Friday 11 March 2011

Japan Quake & Tsunami

While the Christchurch earthquake has been off the international news radar for many days, in New Zealand it has continued to dominate news as the shattered city struggles to recover and the country as a whole counts the cost. Tonight the news of the extensive Japanese quake and tsunami, with live coverage from NHK, has hit a raw nerve. One headline announces that it has been the seventh largest earthquake in recorded history. Destruction in Japan - and potentially in neighbouring coastal nations like the Philippines - will dwarf the tragedies that have preoccupied our attention over the last weeks. The dramatic pictures tonight only hint at the human cost which will continue long after the aftershocks have abated.

What can one say that isn't facile? Much of the "God talk" after Christchurch was little more than platitudes. The raw power of nature forces us - even in our smug, sophisticated, technological age - into stunned silence.

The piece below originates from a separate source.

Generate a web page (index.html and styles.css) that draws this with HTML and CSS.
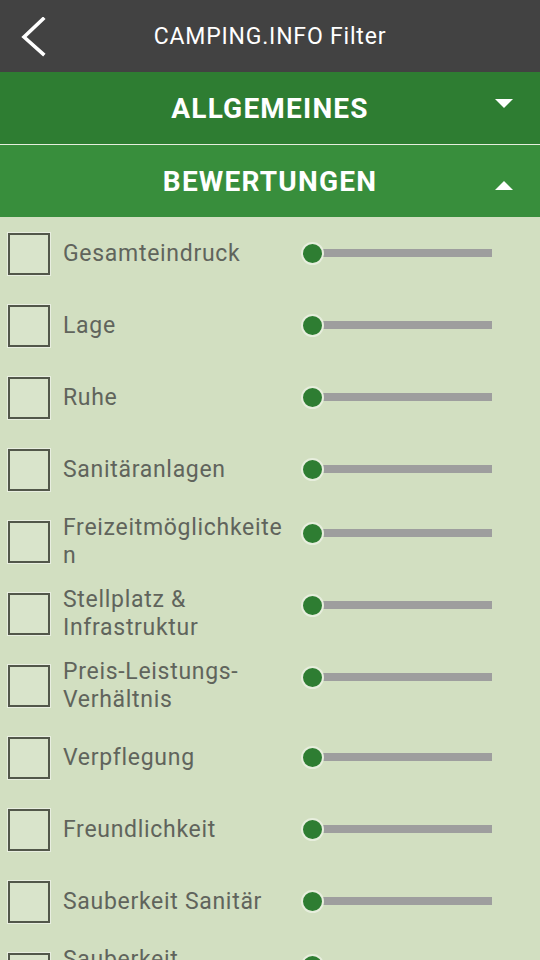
FILE: index.html
```html
<!DOCTYPE html>
<html lang="de">
<head>
<meta charset="utf-8">
<title>CAMPING.INFO Filter</title>
<link rel="stylesheet" href="styles.css">
</head>
<body>
<header class="topbar">
  <svg class="back" width="30" height="40" viewBox="0 0 30 40"><polyline points="22,2 3,20 22,37" fill="none" stroke="#fff" stroke-width="3.6" stroke-linecap="square"/></svg>
  <h1 class="title">CAMPING.INFO Filter</h1>
</header>
<section class="section section-dark">
  <span class="section-title">ALLGEMEINES</span>
  <span class="tri tri-down"></span>
</section>
<section class="section section-light">
  <span class="section-title">BEWERTUNGEN</span>
  <span class="tri tri-up"></span>
</section>
<main class="list">
  <div class="row"><span class="check"></span><span class="label">Gesamteindruck</span><div class="slider"><span class="track"></span><span class="thumb"></span></div></div>
  <div class="row"><span class="check"></span><span class="label">Lage</span><div class="slider"><span class="track"></span><span class="thumb"></span></div></div>
  <div class="row"><span class="check"></span><span class="label">Ruhe</span><div class="slider"><span class="track"></span><span class="thumb"></span></div></div>
  <div class="row"><span class="check"></span><span class="label">Sanitäranlagen</span><div class="slider"><span class="track"></span><span class="thumb"></span></div></div>
  <div class="row two"><span class="check"></span><span class="label">Freizeitmöglichkeiten</span><div class="slider"><span class="track"></span><span class="thumb"></span></div></div>
  <div class="row two"><span class="check"></span><span class="label">Stellplatz &amp; Infrastruktur</span><div class="slider"><span class="track"></span><span class="thumb"></span></div></div>
  <div class="row two"><span class="check"></span><span class="label">Preis-Leistungs-Verhältnis</span><div class="slider"><span class="track"></span><span class="thumb"></span></div></div>
  <div class="row"><span class="check"></span><span class="label">Verpflegung</span><div class="slider"><span class="track"></span><span class="thumb"></span></div></div>
  <div class="row"><span class="check"></span><span class="label">Freundlichkeit</span><div class="slider"><span class="track"></span><span class="thumb"></span></div></div>
  <div class="row"><span class="check"></span><span class="label">Sauberkeit Sanitär</span><div class="slider"><span class="track"></span><span class="thumb"></span></div></div>
  <div class="row two"><span class="check"></span><span class="label">Sauberkeit Mietunterkünfte</span><div class="slider"><span class="track"></span><span class="thumb"></span></div></div>
</main>
</body>
</html>
```
FILE: styles.css
```css
* { box-sizing: border-box; }
html, body { margin: 0; padding: 0; }
body {
  width: 540px;
  height: 960px;
  overflow: hidden;
  background: #d2dfc1;
  font-family: Roboto, "Liberation Sans", sans-serif;
}
.topbar {
  height: 72px;
  background: #424242;
  display: flex;
  align-items: center;
  justify-content: center;
  position: relative;
}
.back {
  position: absolute;
  left: 21px;
  top: 17px;
}
.title {
  margin: 0;
  font-weight: 400;
  font-size: 23px;
  letter-spacing: 0.8px;
  color: #ffffff;
}
.section {
  height: 72px;
  display: flex;
  align-items: center;
  justify-content: center;
  position: relative;
}
.section-dark { background: #2e7d32; border-bottom: 1px solid #e6eede; height: 73px; }
.section-light { background: #388e3c; }
.section-title {
  color: #fff;
  font-weight: 700;
  font-size: 28px;
  letter-spacing: 1.2px;
}
.tri {
  position: absolute;
  right: 27px;
  width: 0;
  height: 0;
  border-left: 9px solid transparent;
  border-right: 9px solid transparent;
}
.tri-down { border-top: 9px solid #fff; top: 27px; }
.tri-up { border-bottom: 9px solid #fff; top: 36px; }
.list { display: flex; flex-direction: column; }
.row {
  height: 72px;
  display: flex;
  align-items: center;
  padding-left: 8px;
}
.check {
  width: 42px;
  height: 42px;
  border: 2px solid #52574a;
  background: #d9e4cb;
  box-shadow: 0 0 0 1px #e8eee0;
  flex: none;
  margin-top: 2px;
}
.label {
  width: 226px;
  margin-left: 13px;
  padding-top: 2px;
  font-size: 23px;
  letter-spacing: 0.7px;
  line-height: 28px;
  color: #60645c;
  overflow-wrap: anywhere;
  flex: none;
}
.slider {
  position: relative;
  width: 191px;
  height: 23px;
  margin-left: 12px;
  display: flex;
  align-items: center;
  flex: none;
}
.row.two .slider { margin-bottom: 16px; }
.track {
  margin-left: 11px;
  width: 180px;
  height: 8px;
  background: #9e9e9e;
}
.thumb {
  position: absolute;
  left: 0;
  top: 0;
  width: 23px;
  height: 23px;
  border-radius: 50%;
  background: #2e7d32;
  border: 2.5px solid #e7eedd;
}
```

  1. It is so devastating in terms of human toll, not to mention the innocent animals, to be so far beyond, "We're sorry for your loss". At 7:00 AM, there are already 7,000 comments on Yahoo to just one of the articles on the earthquake / tsunami.

    Be warned, though, this will be a platinum opportunity for thos religious zealots filled with self-righteous arrogance to proclaim "the wrath of God", as if insurance companies with their clauses about "Acts of God" weren't bad enough to deny compensation to those affected by tragedy.

    No doubt, there will also be a profound worldwide impact on commerce because Japan and other areas affected produce unique goods which have no other source.

    This is a global tragedy.

  2. The raw power of nature forces us - even in our smug, sophisticated, technological age - into stunned silence.

    Precisely! We snicker up our sleeves at how ancient humans worshipped the elements as gods, after having borne personal witness to the pure force of nature.

    I've felt more spiritual in a forest, on a mountain, or at sea-side (or on a golf course) than I ever have in a church. Nature is real, it's raw, and it's right here all the time. Nature is not capricious, not "jealous", not vindictive, but also, not to be messed with.

    We've been launching weather satellites since the 1960s, and still have limited understanding of what causes major weather catastrophes, or how to predict when they will strike.

  3. Becker, I don't really get your point.

    But, we have all known that these things were coming. We cannot be surprised.